First do a sanity check. Is what you are trying to achieve even viable? What is your resolution? How complex is your geometry? What kinds of rendering techniques are you using? If a 90’s game can do it in software, then you can also do it in software, but it’s easy to accidentally go past the limits of what’s possible for software rendering when writing a “modern retro” game.
Next, look at your innermost loops and optimize the fuck out of them. Are there function calls? Try inlining them manually. Are there operations that can be moved out of the loop? Move them out of the loop. Are there multiplications that can be replaced with additions? Replace them with additions.
Then, look at the disassembly of your innermost loops and use what you see to optimize again. Especially look for any function calls. It’s easy to miss these in the first optimization pass if the function call comes from overloaded operator. Also look for nested loops, and anything that looks unnecessary. Modern compilers are very smart in some respects, but very stupid in others.
Optimizing software renderers is hard. Entire books have been written on that topic.
@a light breeze thanks for these tips, the book use some assembly language in Optimizing vectors and matrices and writing memset_Quad al ittle bit faster than memset and avoid alpha belnding all these things ok …. but Im asking for SIMD and multithreading resources to utilise newer tech and benifit from it in addition to making software renderer is a great learning experience with some problems if you pass it the graphics APIs will be not complex at all …… So IM ASKING ABOUT BOOKS THAT I CAN LEARN SIMD AND MULTIHREADING WITH EXAMPLES NEAR TO PROBLEMS I FACE IN SOFTWARE RENDERING THATS ALL
Please also note that in the 90s, graphics cards were only able to do some simple texture mapping on hardware (with the voodoo graphics). If I’m not wrong we had to wait for the nvidia Riva to have first real GPUs, wich were capable of doing transform and lighting in hardware. That came late in the 90s (again if I’m not wrong about the date). So before this, all OpenGL and direct3D implementation were running in software, except for the texturing part (depending on the graphic card).
Note also that in the 90s, memory frequency was about the same order than the cpu clock.
You can of course achieve better these days, with a full software rasterizer. You can apply a matrix transform to millions of polygons in parallel for example. You’d also need to have direct access to the GPU framebuffer. And a decent rasterizer. But as some previously said, you’ll have to learn, and more importantly, to discover tricks to reduce the usage of each of your functions, and even more.

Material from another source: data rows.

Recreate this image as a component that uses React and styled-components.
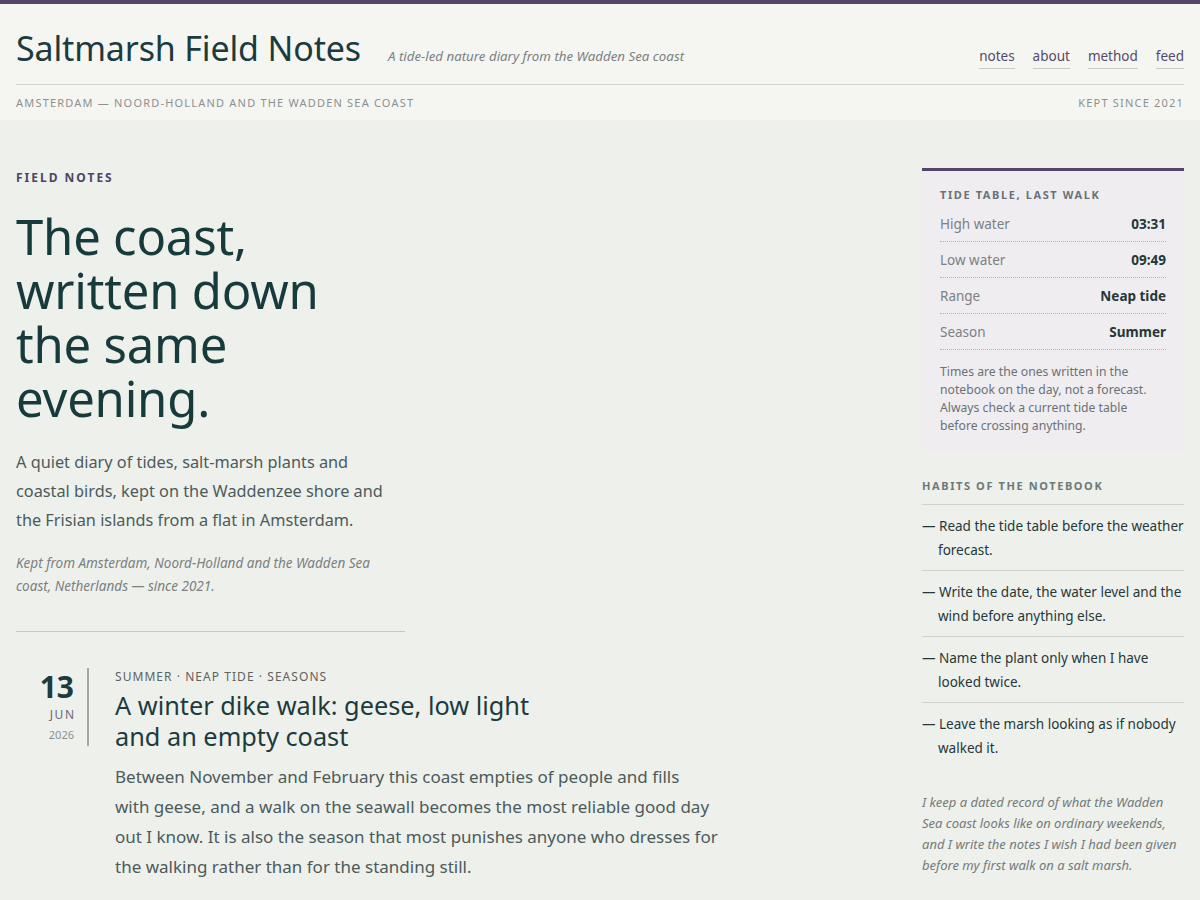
import React from 'react';
import styled, { createGlobalStyle } from 'styled-components';

const GlobalStyle = createGlobalStyle`
  html, body {
    margin: 0;
    padding: 0;
    background: #eef0eb;
    font-family: "Noto Sans", "Open Sans", sans-serif;
    color: #1f3d3d;
  }
  * { box-sizing: border-box; }
`;

const Header = styled.header`
  background: #f5f6f2;
  border-top: 4px solid #56456b;
  padding: 24px 16px 9px;
`;

const Masthead = styled.div`
  display: flex;
  align-items: baseline;
  padding-bottom: 15px;
  border-bottom: 1px solid #d3d6d1;
`;

const SiteTitle = styled.h1`
  margin: 0;
  font-size: 34px;
  line-height: 1.2;
  font-weight: 400;
  letter-spacing: -0.15px;
  color: #1c3b3d;
`;

const Tagline = styled.span`
  margin-left: 27px;
  font-size: 13.3px;
  font-style: italic;
  color: #7b8180;
`;

const Nav = styled.nav`
  margin-left: auto;
  display: flex;
  gap: 18px;
`;

const NavLink = styled.a`
  font-size: 13.5px;
  color: #55496a;
  text-decoration: none;
  padding-bottom: 3px;
  border-bottom: 1px solid #c9cbc7;
`;

const SubLine = styled.div`
  display: flex;
  justify-content: space-between;
  margin-top: 10px;
  font-size: 11px;
  line-height: 16px;
  letter-spacing: 1.2px;
  text-transform: uppercase;
  color: #8b918f;
`;

const Layout = styled.main`
  display: grid;
  grid-template-columns: 1fr 262px;
  gap: 40px;
  padding: 48px 16px 40px;
`;

const Primary = styled.div`
  min-width: 0;
  padding-top: 1px;
`;

const Intro = styled.section`
  width: 389px;
  padding-bottom: 33px;
  border-bottom: 1px solid #c6c9c4;
`;

const Kicker = styled.div`
  font-size: 12px;
  line-height: 18px;
  font-weight: 700;
  letter-spacing: 2px;
  text-transform: uppercase;
  color: #4f4561;
`;

const Hero = styled.h2`
  margin: 22px 0 0;
  font-size: 49px;
  line-height: 54px;
  font-weight: 400;
  letter-spacing: -0.2px;
  color: #173a3b;
`;

const Lede = styled.p`
  margin: 23px 0 0;
  font-size: 16.3px;
  line-height: 29px;
  color: #4b5b5b;
`;

const Aside = styled.p`
  margin: 17px 0 0;
  font-size: 13.5px;
  line-height: 23px;
  font-style: italic;
  color: #7a8180;
`;

const Entry = styled.article`
  display: flex;
  gap: 26px;
  margin-top: 36px;
`;

const DateBlock = styled.div`
  width: 73px;
  flex-shrink: 0;
  align-self: flex-start;
  padding-right: 13px;
  border-right: 2px solid #a6a8a5;
  text-align: right;
`;

const Day = styled.div`
  font-size: 30px;
  line-height: 38px;
  font-weight: 700;
  color: #1c3b3d;
`;

const Month = styled.div`
  font-size: 12px;
  line-height: 18px;
  letter-spacing: 1.5px;
  margin-right: -1.5px;
  color: #6e6680;
`;

const Year = styled.div`
  font-size: 11px;
  line-height: 22px;
  color: #8b918f;
`;

const EntryBody = styled.div`
  max-width: 603px;
`;

const Meta = styled.div`
  font-size: 12px;
  line-height: 18px;
  letter-spacing: 1.05px;
  text-transform: uppercase;
  color: #5d6363;
`;

const EntryTitle = styled.h3`
  margin: 4px 0 0;
  max-width: 440px;
  font-size: 25.3px;
  line-height: 31px;
  font-weight: 400;
  color: #1c3b3d;
`;

const EntryText = styled.p`
  margin: 10px 0 0;
  font-size: 17px;
  line-height: 30px;
  color: #4b5b5b;
`;

const Sidebar = styled.aside`
  display: flex;
  flex-direction: column;
`;

const TideBox = styled.section`
  background: #efedf0;
  border-top: 3px solid #56456b;
  padding: 16px 18px 17px;
`;

const BoxLabel = styled.div`
  font-size: 11px;
  line-height: 16px;
  font-weight: 700;
  letter-spacing: 1.6px;
  text-transform: uppercase;
  color: ${(p) => p.$color || '#6b7177'};
`;

const TideRows = styled.dl`
  margin: 3px 0 0;
`;

const TideRow = styled.div`
  display: flex;
  justify-content: space-between;
  padding: 8px 0 7px;
  border-bottom: 1px dotted #b4b3b8;
  font-size: 13.5px;
  line-height: 20px;
`;

const TideKey = styled.dt`
  color: #7b8184;
`;

const TideValue = styled.dd`
  margin: 0;
  font-weight: 700;
  color: #253839;
`;

const TideNote = styled.p`
  margin: 13px 0 0;
  font-size: 12.2px;
  line-height: 18px;
  color: #6b7177;
`;

const Habits = styled.section`
  margin-top: 26px;
`;

const HabitList = styled.ul`
  list-style: none;
  margin: 10px 0 0;
  padding: 0;
  border-top: 1px solid #cfd2cd;
`;

const Habit = styled.li`
  padding: 9px 0 8px 16px;
  text-indent: -16px;
  font-size: 13.5px;
  line-height: 24px;
  color: #253839;

  & + & {
    border-top: 1px solid #cfd2cd;
  }
`;

const Closing = styled.p`
  margin: 24px 0 0;
  font-size: 13px;
  line-height: 21px;
  font-style: italic;
  color: #737b7a;
`;

const tides = [
  ['High water', '03:31'],
  ['Low water', '09:49'],
  ['Range', 'Neap tide'],
  ['Season', 'Summer'],
];

const habits = [
  'Read the tide table before the weather forecast.',
  'Write the date, the water level and the wind before anything else.',
  'Name the plant only when I have looked twice.',
  'Leave the marsh looking as if nobody walked it.',
];

export default function App() {
  return (
    <>
      <GlobalStyle />
      <Header>
        <Masthead>
          <SiteTitle>Saltmarsh Field Notes</SiteTitle>
          <Tagline>A tide-led nature diary from the Wadden Sea coast</Tagline>
          <Nav>
            <NavLink href="#notes">notes</NavLink>
            <NavLink href="#about">about</NavLink>
            <NavLink href="#method">method</NavLink>
            <NavLink href="#feed">feed</NavLink>
          </Nav>
        </Masthead>
        <SubLine>
          <span>Amsterdam — Noord-Holland and the Wadden Sea coast</span>
          <span>Kept since 2021</span>
        </SubLine>
      </Header>

      <Layout>
        <Primary>
          <Intro>
            <Kicker>Field notes</Kicker>
            <Hero>The coast, written down the same evening.</Hero>
            <Lede>
              A quiet diary of tides, salt-marsh plants and coastal birds, kept
              on the Waddenzee shore and the Frisian islands from a flat in
              Amsterdam.
            </Lede>
            <Aside>
              Kept from Amsterdam, Noord-Holland and the Wadden Sea coast,
              Netherlands — since 2021.
            </Aside>
          </Intro>

          <Entry>
            <DateBlock>
              <Day>13</Day>
              <Month>JUN</Month>
              <Year>2026</Year>
            </DateBlock>
            <EntryBody>
              <Meta>Summer · Neap tide · Seasons</Meta>
              <EntryTitle>
                A winter dike walk: geese, low light and an empty coast
              </EntryTitle>
              <EntryText>
                Between November and February this coast empties of people and
                fills with geese, and a walk on the seawall becomes the most
                reliable good day out I know. It is also the season that most
                punishes anyone who dresses for the walking rather than for the
                standing still.
              </EntryText>
            </EntryBody>
          </Entry>
        </Primary>

        <Sidebar>
          <TideBox>
            <BoxLabel>Tide table, last walk</BoxLabel>
            <TideRows>
              {tides.map(([k, v]) => (
                <TideRow key={k}>
                  <TideKey>{k}</TideKey>
                  <TideValue>{v}</TideValue>
                </TideRow>
              ))}
            </TideRows>
            <TideNote>
              Times are the ones written in the notebook on the day, not a
              forecast. Always check a current tide table before crossing
              anything.
            </TideNote>
          </TideBox>

          <Habits>
            <BoxLabel $color="#6c7a77">Habits of the notebook</BoxLabel>
            <HabitList>
              {habits.map((h) => (
                <Habit key={h}>— {h}</Habit>
              ))}
            </HabitList>
          </Habits>

          <Closing>
            I keep a dated record of what the Wadden Sea coast looks like on
            ordinary weekends, and I write the notes I wish I had been given
            before my first walk on a salt marsh.
          </Closing>
        </Sidebar>
      </Layout>
    </>
  );
}
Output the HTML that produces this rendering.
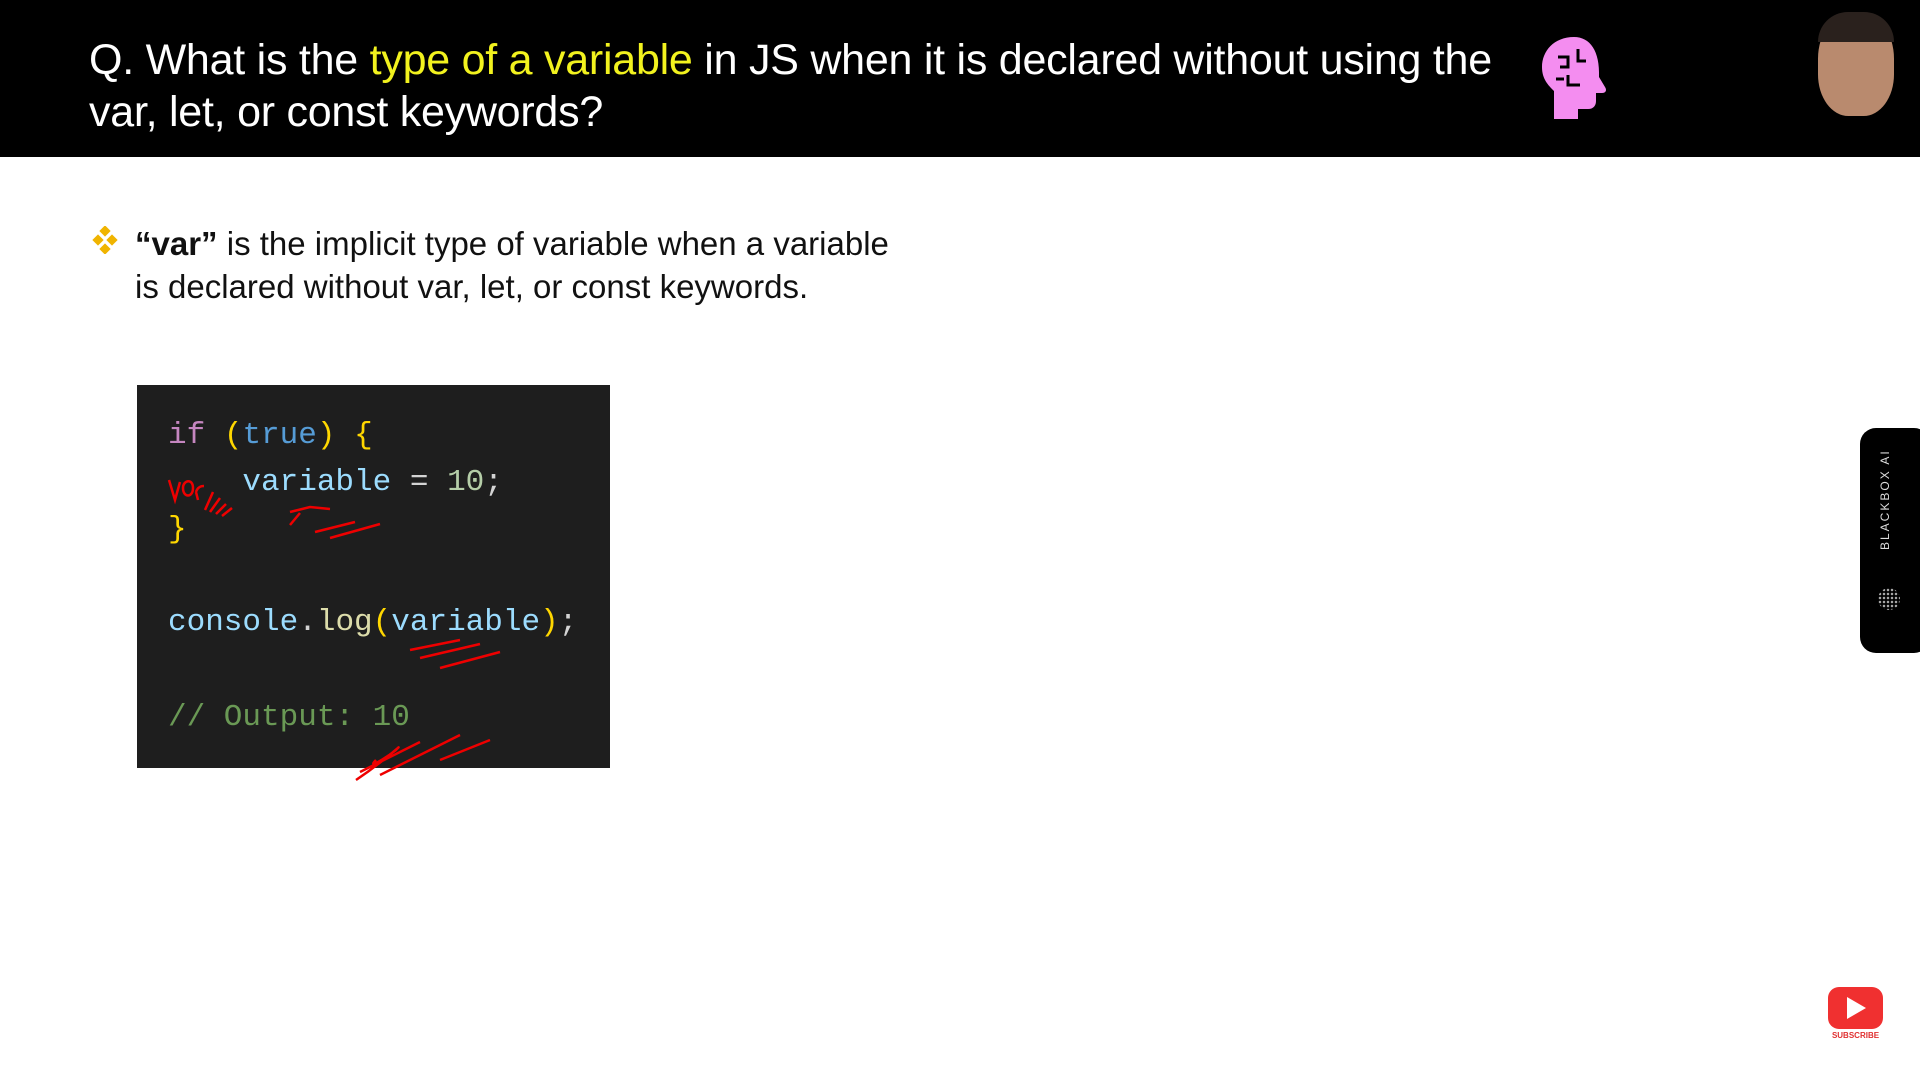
<!DOCTYPE html>
<html><head><meta charset="utf-8"><style>
body{margin:0;width:1920px;height:1080px;background:#fff;position:relative;overflow:hidden;font-family:"Liberation Sans",sans-serif}
.hdr{position:absolute;left:0;top:0;width:1920px;height:157px;background:#000}
.t{position:absolute;left:89px;top:34px;color:#fff;font-size:43px;line-height:52px;letter-spacing:-0.25px;white-space:nowrap}
.y{color:#f2f21e}
.b{position:absolute;left:135px;top:222px;font-size:33px;line-height:43px;color:#111;letter-spacing:0px;white-space:nowrap}
.code{position:absolute;left:137px;top:385px;width:473px;height:383px;background:#1e1e1e}
.c{position:absolute;left:168px;font-family:"Liberation Mono",monospace;font-size:31px;white-space:pre;line-height:40px}
</style></head><body>
<div class="hdr"></div>
<div class="t">Q. What is the <span class="y">type of a variable</span> in JS when it is declared without using the<br>var, let, or const keywords?</div>
<svg style="position:absolute;left:1538px;top:35px" width="76" height="86" viewBox="0 0 76 86"><path d="M36 2C16 2 4 16 4 32c0 12 6 18 12 24v28h24V74h10c6 0 8-4 8-8v-8h6c4 0 5-3 3-6l-6-10C62 16 52 2 36 2z" fill="#f48df0"/><path d="M20 22h10v10h-8M40 14v12h8M30 40v10h12M18 44h8" stroke="#000" stroke-width="3" fill="none"/></svg>
<div style="position:absolute;left:1818px;top:12px;width:76px;height:104px;border-radius:45% 45% 40% 40%;background:#b98a6e"></div>
<div style="position:absolute;left:1818px;top:12px;width:76px;height:30px;border-radius:40px 40px 0 0;background:#2a211d"></div>
<svg style="position:absolute;left:92px;top:226px" width="26" height="28"><g fill="#f0b400"><rect x="9" y="1" width="8" height="8" transform="rotate(45 13 5)"/><rect x="2" y="10" width="8" height="8" transform="rotate(45 6 14)"/><rect x="16" y="10" width="8" height="8" transform="rotate(45 20 14)"/><rect x="9" y="19" width="8" height="8" transform="rotate(45 13 23)"/></g></svg>
<div class="b"><b>“var”</b> is the implicit type of variable when a variable<br>is declared without var, let, or const keywords.</div>
<div class="code"></div>
<div class="c" style="top:416px"><span style="color:#c586c0">if</span> <span style="color:#ffd700">(</span><span style="color:#569cd6">true</span><span style="color:#ffd700">)</span> <span style="color:#ffd700">{</span></div>
<div class="c" style="top:463px">    <span style="color:#9cdcfe">variable</span><span style="color:#d4d4d4"> = </span><span style="color:#b5cea8">10</span><span style="color:#d4d4d4">;</span></div>
<div class="c" style="top:510px;color:#ffd700">}</div>
<div class="c" style="top:603px"><span style="color:#9cdcfe">console</span><span style="color:#d4d4d4">.</span><span style="color:#dcdcaa">log</span><span style="color:#ffd700">(</span><span style="color:#9cdcfe">variable</span><span style="color:#ffd700">)</span><span style="color:#d4d4d4">;</span></div>
<div class="c" style="top:698px;color:#6a9955">// Output: 10</div>
<svg style="position:absolute;left:0;top:0" width="1920" height="1080" fill="none" stroke="#e00" stroke-width="2.5"><path d="M169 480l6 20 5-18M183 488c0 10 10 10 10 0s-10-8-10 0M196 492l2 8M196 492c2-6 6-6 8-6"/><path d="M205 510l8-18M210 512l10-14M216 514l10-10M222 516l10-8"/><path d="M290 525l10-12M290 512l20-5 20 2M315 532l40-10M330 538l50-14"/><path d="M410 650l50-10M420 658l60-14M440 668l60-16"/><path d="M356 780c30-20 50-40 40-30-10 8-30 20-20 10M360 772l60-30M380 775l80-40M440 760l50-20"/></svg>
<div style="position:absolute;left:1860px;top:428px;width:70px;height:225px;background:#000;border-radius:16px"></div>
<div style="position:absolute;left:1878px;top:550px;color:#ddd;font-size:12px;letter-spacing:2px;transform:rotate(-90deg);transform-origin:0 0;white-space:nowrap">BLACKBOX AI</div>
<div style="position:absolute;left:1878px;top:588px;width:22px;height:22px;background:radial-gradient(circle,#aaa 1px,transparent 1.5px) 0 0/4px 4px;border-radius:50%"></div>
<div style="position:absolute;left:1828px;top:987px;width:55px;height:42px;background:#f03030;border-radius:11px"></div>
<svg style="position:absolute;left:1844px;top:996px" width="24" height="24"><path d="M3 1l19 11-19 11z" fill="#fff"/></svg>
<div style="position:absolute;left:1828px;top:1031px;width:55px;text-align:center;color:#e03030;font-size:8px;font-weight:bold">SUBSCRIBE</div>
</body></html>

Have a look on how intel is doing software occlusion fully on the cpu side (this includes an optimized rasterizer). This involves a lot of AVX. Code could be seen here: https://github.com/GameTechDev/MaskedOcclusionCulling. There’s even a more optimized version, but couldn’t manage to find it.
I guess a good book to start might be this one: https://www.amazon.com/Assembly-Language-Step-Step-Third/dp/0470497025/ref=zg_bs_3954_4?_encoding=UTF8&psc=1&refRID=D6WEE15D7JMRA6RC7T79
After this, you’ll have to read maybe this one: https://www.amazon.com/Modern-X86-Assembly-Language-Programming/dp/1484200659/ref=sr_1_3?dchild=1&keywords=simd+avx&qid=1631617384&s=books&sr=1-3
but CPU is fucking unitasking machine
No, just no! There are a lot of tricks to convince the CPU to do multiple things for you other than SIMD. If you worry about performance so much, go ahead and take 1 or 2 of your CPU cores and use OpenCL to make batch processing lightning fast
but CPU is fucking unitasking machine so each frame you found your self have to run for loops zillions of time clearing screen draw stuff with texture mapping and scaling pixel by pixel (imagen you run 10 for loops each one having million iteration calculating things and memset and memcpy are not options as I should calculate new color of each pixel in case of alpha blending)
In the 90s you didn’t do generic texture mapping, scaling and alpha blending in the way we do nowadays. It may look that way, but games are very good at faking stuff that isn’t really there 🙂 Also in the 90s, programmers went down to assembly language level to code the really tight loops where speed mattered (which is only a tiny fraction of the code).
Computers have changed since. In the 90s CPUs were the slow thing. Now, it’s easy to make memory the slow thing by using bad memory access patterns so your powerful processor is just idling eons for getting data from memory.
Throwing more power at it with SIMD and multi-threading isn’t doing much good if your single thread is already a mess. Those power techniques start moving (much) more data to/from memory, and if memory access is the bottleneck, that only gives longer queues in getting data from the memory (more eons wasted cpu time). In addition, multi-threading adds concurrency, making it very complicated to make head or tails what is happening or why stuff isn’t fast.
First do the single thread case. Learn about profiling, and understand how memory access patterns affects CPU speed. Also check that your memory access patterns are what you think they are. Make single thread fast, then think about throwing more power at it.